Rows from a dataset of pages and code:
Start
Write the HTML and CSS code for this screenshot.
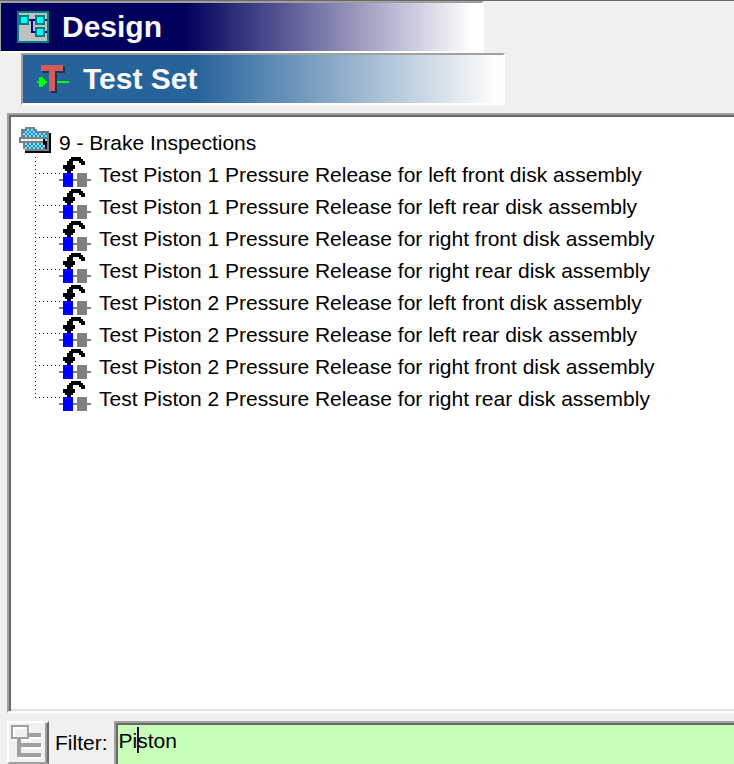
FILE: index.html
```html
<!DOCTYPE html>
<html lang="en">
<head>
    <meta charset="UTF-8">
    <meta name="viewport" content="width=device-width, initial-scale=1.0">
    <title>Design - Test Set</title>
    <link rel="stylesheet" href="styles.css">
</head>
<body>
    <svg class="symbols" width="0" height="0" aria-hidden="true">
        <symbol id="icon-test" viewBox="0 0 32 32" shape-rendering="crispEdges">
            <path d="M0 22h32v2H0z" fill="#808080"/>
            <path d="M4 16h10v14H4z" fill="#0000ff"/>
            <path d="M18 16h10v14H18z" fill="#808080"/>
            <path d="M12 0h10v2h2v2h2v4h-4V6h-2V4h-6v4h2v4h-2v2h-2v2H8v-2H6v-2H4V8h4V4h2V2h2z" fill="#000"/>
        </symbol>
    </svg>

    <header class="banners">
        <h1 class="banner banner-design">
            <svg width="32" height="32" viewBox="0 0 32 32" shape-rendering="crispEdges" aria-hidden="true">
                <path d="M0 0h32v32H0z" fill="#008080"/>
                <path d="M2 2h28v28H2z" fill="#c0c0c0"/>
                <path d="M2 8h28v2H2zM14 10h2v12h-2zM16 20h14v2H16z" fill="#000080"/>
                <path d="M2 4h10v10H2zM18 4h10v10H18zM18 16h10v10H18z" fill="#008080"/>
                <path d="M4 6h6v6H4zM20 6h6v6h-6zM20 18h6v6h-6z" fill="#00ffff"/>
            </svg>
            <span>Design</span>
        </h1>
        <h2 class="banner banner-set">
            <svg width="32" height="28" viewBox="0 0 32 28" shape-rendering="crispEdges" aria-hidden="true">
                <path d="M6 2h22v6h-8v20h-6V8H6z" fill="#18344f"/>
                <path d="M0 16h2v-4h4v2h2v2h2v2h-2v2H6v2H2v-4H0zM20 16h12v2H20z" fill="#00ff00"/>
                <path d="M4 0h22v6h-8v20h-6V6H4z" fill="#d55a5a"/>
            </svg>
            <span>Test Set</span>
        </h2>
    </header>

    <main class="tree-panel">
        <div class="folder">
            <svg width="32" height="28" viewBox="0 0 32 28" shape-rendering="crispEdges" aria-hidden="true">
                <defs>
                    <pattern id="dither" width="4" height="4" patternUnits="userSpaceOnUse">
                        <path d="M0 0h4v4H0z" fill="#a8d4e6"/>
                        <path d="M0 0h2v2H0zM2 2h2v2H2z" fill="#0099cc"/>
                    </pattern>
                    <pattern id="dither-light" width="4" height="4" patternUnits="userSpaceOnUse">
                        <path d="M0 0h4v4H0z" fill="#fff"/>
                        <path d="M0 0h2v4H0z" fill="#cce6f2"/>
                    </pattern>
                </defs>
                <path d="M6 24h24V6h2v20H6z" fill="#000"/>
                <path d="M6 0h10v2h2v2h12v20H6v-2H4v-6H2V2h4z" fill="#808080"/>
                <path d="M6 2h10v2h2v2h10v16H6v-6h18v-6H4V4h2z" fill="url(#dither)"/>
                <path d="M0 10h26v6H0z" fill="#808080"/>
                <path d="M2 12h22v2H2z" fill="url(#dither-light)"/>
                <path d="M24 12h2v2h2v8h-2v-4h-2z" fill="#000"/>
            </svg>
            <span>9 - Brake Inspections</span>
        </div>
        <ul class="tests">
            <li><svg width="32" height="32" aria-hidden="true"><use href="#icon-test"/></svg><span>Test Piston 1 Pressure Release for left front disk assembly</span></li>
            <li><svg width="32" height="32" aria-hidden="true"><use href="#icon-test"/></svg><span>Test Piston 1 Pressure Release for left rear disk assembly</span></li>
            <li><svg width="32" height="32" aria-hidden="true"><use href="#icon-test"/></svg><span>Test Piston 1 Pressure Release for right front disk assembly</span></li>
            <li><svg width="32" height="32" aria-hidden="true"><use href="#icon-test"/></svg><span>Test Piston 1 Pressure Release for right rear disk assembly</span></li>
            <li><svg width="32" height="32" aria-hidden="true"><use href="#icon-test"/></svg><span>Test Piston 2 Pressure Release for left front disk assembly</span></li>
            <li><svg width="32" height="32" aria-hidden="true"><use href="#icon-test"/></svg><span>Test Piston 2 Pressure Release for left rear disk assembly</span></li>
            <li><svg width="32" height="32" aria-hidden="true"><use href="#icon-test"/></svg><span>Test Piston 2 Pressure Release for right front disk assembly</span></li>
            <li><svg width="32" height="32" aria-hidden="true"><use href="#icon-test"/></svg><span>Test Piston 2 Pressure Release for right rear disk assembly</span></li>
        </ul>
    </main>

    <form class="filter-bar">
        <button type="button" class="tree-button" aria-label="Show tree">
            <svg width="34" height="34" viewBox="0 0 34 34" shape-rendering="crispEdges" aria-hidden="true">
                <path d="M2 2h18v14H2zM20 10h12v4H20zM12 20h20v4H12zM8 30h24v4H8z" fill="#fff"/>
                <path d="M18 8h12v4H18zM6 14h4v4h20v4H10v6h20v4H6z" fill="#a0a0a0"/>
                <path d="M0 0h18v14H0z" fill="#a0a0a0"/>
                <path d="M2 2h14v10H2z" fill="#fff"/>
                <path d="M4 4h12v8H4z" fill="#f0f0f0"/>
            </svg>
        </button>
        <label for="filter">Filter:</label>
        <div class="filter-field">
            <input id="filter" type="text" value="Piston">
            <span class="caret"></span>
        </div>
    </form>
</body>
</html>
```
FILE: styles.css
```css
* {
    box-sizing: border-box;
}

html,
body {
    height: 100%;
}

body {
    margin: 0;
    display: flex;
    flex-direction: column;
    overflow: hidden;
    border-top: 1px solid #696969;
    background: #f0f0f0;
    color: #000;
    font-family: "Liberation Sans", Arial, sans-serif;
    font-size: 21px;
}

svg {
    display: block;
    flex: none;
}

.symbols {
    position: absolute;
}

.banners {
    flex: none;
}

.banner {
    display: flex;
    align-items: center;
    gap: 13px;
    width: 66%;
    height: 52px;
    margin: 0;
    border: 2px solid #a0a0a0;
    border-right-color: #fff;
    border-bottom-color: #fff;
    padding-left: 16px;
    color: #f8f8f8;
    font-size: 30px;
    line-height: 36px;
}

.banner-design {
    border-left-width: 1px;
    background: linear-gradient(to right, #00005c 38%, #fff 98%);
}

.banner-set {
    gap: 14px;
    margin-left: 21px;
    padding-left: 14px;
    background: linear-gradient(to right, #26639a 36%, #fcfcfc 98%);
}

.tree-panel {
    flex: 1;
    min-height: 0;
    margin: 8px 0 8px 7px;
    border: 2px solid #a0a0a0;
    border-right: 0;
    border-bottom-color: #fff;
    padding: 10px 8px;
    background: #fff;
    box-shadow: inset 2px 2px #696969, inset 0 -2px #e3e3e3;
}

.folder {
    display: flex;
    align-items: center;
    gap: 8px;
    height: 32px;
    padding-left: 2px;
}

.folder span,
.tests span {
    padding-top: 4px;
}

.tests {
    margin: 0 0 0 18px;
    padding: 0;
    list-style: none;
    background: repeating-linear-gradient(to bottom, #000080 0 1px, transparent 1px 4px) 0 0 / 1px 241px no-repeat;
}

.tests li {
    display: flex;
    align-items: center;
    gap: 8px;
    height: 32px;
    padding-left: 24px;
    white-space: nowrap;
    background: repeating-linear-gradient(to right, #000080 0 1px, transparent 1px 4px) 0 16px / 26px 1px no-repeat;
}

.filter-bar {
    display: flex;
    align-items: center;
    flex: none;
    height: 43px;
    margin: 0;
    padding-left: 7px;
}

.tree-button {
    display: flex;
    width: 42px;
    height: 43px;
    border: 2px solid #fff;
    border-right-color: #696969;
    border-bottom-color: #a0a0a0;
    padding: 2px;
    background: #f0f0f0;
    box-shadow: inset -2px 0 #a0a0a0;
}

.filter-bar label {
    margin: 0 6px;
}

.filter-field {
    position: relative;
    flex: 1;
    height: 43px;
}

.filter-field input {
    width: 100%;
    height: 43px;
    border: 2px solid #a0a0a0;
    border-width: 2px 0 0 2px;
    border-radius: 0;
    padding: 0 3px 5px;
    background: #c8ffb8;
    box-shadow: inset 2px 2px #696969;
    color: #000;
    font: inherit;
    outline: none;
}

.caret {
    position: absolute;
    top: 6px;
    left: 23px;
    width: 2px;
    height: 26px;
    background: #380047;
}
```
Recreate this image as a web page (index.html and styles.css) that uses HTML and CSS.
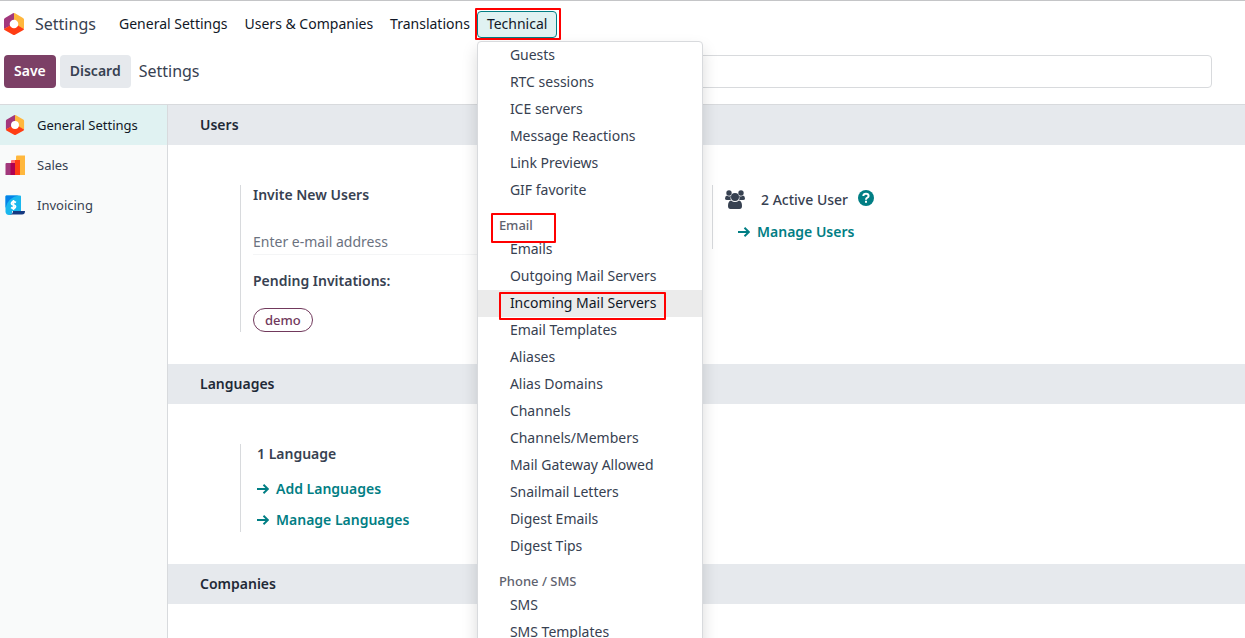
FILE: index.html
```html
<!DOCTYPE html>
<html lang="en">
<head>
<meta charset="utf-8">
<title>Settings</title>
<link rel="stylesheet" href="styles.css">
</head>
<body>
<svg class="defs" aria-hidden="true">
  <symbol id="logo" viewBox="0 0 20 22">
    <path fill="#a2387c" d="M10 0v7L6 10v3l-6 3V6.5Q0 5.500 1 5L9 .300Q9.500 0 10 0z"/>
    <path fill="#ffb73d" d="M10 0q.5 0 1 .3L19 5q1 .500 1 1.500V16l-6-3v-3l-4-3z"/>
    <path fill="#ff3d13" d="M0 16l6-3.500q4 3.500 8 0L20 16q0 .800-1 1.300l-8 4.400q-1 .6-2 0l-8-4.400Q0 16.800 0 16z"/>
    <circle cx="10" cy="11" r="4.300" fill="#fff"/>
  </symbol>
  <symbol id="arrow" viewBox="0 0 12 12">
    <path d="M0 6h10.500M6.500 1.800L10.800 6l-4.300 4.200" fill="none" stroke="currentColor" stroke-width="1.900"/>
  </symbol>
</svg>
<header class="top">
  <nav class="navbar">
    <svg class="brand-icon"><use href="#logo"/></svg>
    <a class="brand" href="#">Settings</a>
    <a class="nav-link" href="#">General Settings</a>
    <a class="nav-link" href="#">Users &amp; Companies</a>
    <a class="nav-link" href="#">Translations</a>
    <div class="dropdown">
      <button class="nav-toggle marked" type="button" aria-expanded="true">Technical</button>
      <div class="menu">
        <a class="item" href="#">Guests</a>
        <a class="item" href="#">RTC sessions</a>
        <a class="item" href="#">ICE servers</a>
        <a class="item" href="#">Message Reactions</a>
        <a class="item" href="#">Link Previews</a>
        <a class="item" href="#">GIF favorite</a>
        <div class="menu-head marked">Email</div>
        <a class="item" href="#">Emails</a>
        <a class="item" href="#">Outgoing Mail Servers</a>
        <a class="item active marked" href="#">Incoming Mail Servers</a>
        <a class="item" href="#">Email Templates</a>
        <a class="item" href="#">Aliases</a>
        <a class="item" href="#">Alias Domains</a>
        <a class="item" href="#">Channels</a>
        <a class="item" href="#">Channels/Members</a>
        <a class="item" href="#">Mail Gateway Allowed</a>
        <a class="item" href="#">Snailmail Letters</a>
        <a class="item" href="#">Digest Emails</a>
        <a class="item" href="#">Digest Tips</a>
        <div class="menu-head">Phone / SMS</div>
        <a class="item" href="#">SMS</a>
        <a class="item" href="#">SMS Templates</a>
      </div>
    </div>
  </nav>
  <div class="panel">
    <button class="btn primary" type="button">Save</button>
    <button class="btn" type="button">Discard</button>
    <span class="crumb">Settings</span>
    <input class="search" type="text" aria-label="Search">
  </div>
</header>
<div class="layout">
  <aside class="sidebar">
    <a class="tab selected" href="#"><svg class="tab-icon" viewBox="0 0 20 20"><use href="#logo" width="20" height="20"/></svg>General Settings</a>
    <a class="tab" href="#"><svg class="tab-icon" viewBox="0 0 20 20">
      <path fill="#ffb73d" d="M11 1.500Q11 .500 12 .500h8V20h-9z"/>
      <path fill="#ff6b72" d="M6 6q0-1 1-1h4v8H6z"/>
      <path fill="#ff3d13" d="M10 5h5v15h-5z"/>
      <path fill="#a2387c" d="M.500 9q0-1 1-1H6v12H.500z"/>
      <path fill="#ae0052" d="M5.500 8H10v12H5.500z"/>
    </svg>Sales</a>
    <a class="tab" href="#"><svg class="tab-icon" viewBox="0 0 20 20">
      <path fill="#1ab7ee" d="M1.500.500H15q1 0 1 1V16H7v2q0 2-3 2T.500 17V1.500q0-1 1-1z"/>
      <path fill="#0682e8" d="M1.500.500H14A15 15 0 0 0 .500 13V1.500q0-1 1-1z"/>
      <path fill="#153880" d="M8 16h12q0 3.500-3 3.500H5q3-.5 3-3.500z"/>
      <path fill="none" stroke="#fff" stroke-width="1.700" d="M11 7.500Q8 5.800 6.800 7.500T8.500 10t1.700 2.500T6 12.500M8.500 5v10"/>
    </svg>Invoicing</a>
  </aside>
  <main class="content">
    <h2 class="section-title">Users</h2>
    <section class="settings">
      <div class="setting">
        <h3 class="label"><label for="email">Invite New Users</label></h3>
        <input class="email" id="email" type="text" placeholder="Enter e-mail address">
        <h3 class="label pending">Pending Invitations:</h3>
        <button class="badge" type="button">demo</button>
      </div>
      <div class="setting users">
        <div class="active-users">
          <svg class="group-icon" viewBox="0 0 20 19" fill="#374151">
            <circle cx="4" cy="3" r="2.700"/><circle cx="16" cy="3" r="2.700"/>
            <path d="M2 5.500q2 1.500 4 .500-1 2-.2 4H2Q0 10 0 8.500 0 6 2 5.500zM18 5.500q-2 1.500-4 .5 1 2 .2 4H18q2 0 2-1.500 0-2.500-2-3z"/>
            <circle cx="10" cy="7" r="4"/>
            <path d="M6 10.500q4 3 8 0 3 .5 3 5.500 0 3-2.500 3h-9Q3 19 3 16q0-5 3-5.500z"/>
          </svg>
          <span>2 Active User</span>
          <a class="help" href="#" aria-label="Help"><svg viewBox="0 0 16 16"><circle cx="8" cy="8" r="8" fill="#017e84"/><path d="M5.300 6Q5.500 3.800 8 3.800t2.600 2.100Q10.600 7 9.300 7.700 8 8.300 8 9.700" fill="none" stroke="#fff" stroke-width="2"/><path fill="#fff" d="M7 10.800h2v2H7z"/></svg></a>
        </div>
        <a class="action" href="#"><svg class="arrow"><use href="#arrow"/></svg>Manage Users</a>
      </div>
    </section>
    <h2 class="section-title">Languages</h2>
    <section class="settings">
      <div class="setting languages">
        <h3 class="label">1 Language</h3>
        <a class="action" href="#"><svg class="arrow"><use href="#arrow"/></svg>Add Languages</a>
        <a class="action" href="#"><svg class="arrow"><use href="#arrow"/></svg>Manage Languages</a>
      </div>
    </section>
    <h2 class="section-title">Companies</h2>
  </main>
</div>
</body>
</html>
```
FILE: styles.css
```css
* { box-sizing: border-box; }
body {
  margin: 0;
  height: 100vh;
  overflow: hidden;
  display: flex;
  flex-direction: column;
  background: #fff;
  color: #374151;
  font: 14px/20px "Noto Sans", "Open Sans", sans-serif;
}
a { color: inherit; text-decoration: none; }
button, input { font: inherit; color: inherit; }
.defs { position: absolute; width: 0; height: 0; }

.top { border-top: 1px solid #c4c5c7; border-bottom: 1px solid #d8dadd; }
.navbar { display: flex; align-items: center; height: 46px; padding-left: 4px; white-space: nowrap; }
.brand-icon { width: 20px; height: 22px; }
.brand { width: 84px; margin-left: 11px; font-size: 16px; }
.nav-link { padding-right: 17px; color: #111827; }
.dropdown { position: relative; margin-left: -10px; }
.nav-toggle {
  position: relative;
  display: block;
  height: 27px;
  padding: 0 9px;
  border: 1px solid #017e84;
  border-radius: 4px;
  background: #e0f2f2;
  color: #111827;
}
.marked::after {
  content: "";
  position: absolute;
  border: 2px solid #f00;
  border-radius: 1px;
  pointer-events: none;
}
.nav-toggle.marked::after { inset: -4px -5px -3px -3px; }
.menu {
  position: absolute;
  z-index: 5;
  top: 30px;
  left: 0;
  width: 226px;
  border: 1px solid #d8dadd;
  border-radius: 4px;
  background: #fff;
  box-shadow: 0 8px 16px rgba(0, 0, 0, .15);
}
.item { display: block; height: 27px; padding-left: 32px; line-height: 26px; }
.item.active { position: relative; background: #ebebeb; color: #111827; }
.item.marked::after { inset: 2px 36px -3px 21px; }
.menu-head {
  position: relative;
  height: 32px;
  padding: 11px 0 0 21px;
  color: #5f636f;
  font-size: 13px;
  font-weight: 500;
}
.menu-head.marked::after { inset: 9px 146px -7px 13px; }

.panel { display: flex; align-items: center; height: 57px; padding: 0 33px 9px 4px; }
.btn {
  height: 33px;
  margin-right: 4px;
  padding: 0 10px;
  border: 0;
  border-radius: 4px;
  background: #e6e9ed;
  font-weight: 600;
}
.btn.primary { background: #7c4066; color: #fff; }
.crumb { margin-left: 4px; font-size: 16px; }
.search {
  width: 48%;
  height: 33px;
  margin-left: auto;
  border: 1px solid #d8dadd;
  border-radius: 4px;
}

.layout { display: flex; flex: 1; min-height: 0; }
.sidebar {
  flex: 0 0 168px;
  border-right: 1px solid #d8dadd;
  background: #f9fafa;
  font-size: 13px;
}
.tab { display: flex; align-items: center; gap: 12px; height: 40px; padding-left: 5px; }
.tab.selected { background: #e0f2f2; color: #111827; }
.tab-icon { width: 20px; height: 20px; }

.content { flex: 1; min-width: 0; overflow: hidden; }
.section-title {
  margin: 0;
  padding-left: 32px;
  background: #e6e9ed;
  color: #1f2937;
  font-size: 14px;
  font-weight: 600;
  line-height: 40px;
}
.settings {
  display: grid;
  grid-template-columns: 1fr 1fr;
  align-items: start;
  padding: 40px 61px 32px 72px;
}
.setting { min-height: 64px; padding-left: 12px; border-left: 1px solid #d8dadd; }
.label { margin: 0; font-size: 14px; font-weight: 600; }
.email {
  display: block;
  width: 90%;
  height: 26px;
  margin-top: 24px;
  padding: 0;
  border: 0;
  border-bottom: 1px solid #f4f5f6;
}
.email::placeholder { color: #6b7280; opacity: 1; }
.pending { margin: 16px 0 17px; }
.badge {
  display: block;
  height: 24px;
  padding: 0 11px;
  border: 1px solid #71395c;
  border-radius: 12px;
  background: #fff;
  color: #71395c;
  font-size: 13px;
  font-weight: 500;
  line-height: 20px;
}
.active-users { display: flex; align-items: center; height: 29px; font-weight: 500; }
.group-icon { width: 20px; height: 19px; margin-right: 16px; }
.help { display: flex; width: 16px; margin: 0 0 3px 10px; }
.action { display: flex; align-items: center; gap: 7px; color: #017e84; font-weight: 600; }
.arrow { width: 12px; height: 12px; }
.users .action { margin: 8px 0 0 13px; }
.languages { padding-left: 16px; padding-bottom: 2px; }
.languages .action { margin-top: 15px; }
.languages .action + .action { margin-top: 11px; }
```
End
Of the lines in the entries above, how many include "index"? Only the number should be given.

• EXERCISE OUTPUT:
4